Most of these visiting groups have been generous with the local people and with us, leaving their surplus medications they had intended for brigade purposes. As a result, we have our pharmacy’s shelves stocked for the time being. Isn’t God good? One of the most difficult aspects medical missions offers has been overcome relatively effortlessly, using short-term medical missions groups.

   

Three weeks from now, we will be flying into Orlando’s airport, on my birthday, no less. We will be boarding a plane in the middle of the night and arriving early in the morning. We will be on US soil from August 12th thru September 23rd. During this time, we will be visiting different churches and touching bases with as many of you as possible. We will be petitioning for more support for further construction projects and ministry vehicles that have became indispensible. The buildings include a home for our family: a one story building that is 48′ x 48′ with new furniture and cabinets and all the stuff to make a home and lastly a recovery ward for the back side of the hospital. We need to finish the perimeter wall all the way around the property.  The vehicles we need will be expedition-worthy Toyota Land Cruisers: a pick up and a Troop Carrier (SUV) which are often used as ambulances here in the Third World.
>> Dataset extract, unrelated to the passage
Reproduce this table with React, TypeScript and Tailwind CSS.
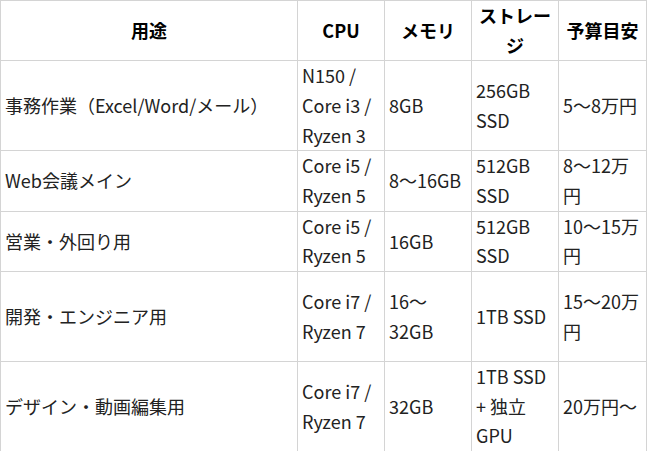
const rows: { cells: string[]; tall?: boolean }[] = [
  { cells: ['事務作業（Excel/Word/メール）', 'N150 / Core i3 / Ryzen 3', '8GB', '256GB SSD', '5〜8万円'] },
  { cells: ['Web会議メイン', 'Core i5 / Ryzen 5', '8〜16GB', '512GB SSD', '8〜12万円'] },
  { cells: ['営業・外回り用', 'Core i5 / Ryzen 5', '16GB', '512GB SSD', '10〜15万円'] },
  { cells: ['開発・エンジニア用', 'Core i7 / Ryzen 7', '16〜32GB', '1TB SSD', '15〜20万円'], tall: true },
  { cells: ['デザイン・動画編集用', 'Core i7 / Ryzen 7', '32GB', '1TB SSD + 独立GPU', '20万円〜'] },
];

const headers = ['用途', 'CPU', 'メモリ', 'ストレージ', '予算目安'];

export default function App() {
  return (
    <div className="bg-white w-[647px] h-[451px] overflow-hidden font-['Noto_Sans_CJK_JP',sans-serif] text-[18px] leading-[29.67px] text-[#222]">
      <table className="table-fixed border-collapse w-[646px]">
        <colgroup>
          <col className="w-[297px]" />
          <col className="w-[87px]" />
          <col className="w-[87px]" />
          <col className="w-[87px]" />
          <col className="w-[88px]" />
        </colgroup>
        <thead>
          <tr>
            {headers.map((h) => (
              <th key={h} className="border border-[#d4d4d4] px-1 py-0 text-center align-middle font-bold text-black">
                {h}
              </th>
            ))}
          </tr>
        </thead>
        <tbody>
          {rows.map((r, i) => (
            <tr key={i} className={r.tall ? 'h-[90px]' : ''}>
              {r.cells.map((c, j) => (
                <td key={j} className="border border-[#d4d4d4] px-1 py-0 text-left align-middle font-normal">
                  {c}
                </td>
              ))}
            </tr>
          ))}
        </tbody>
      </table>
    </div>
  );
}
Both vehicles will be used for medical brigades to move people and supplies; they also need to be 4×4, diesel and super tough. Up to now, we have been driving older vehicles to save on new sticker price but have had to deal with constant maintenance and upkeep on trucks that were never meant to be driven in the rivers and over rocky terrain. Over the years we have seen these Land Cruisers in all kinds of expeditions and brigades coming and going with little or no damage to them. We are ready to drive the Land Cruisers.
Ok, so as you can tell, we are a needy bunch, but our God is a great supplier. His ear is inclined to his children and His hand is ready to do. We are so thankful to all of you who have come to lend a hand and be with us this summer.  We look forward to seeing you all in the fall!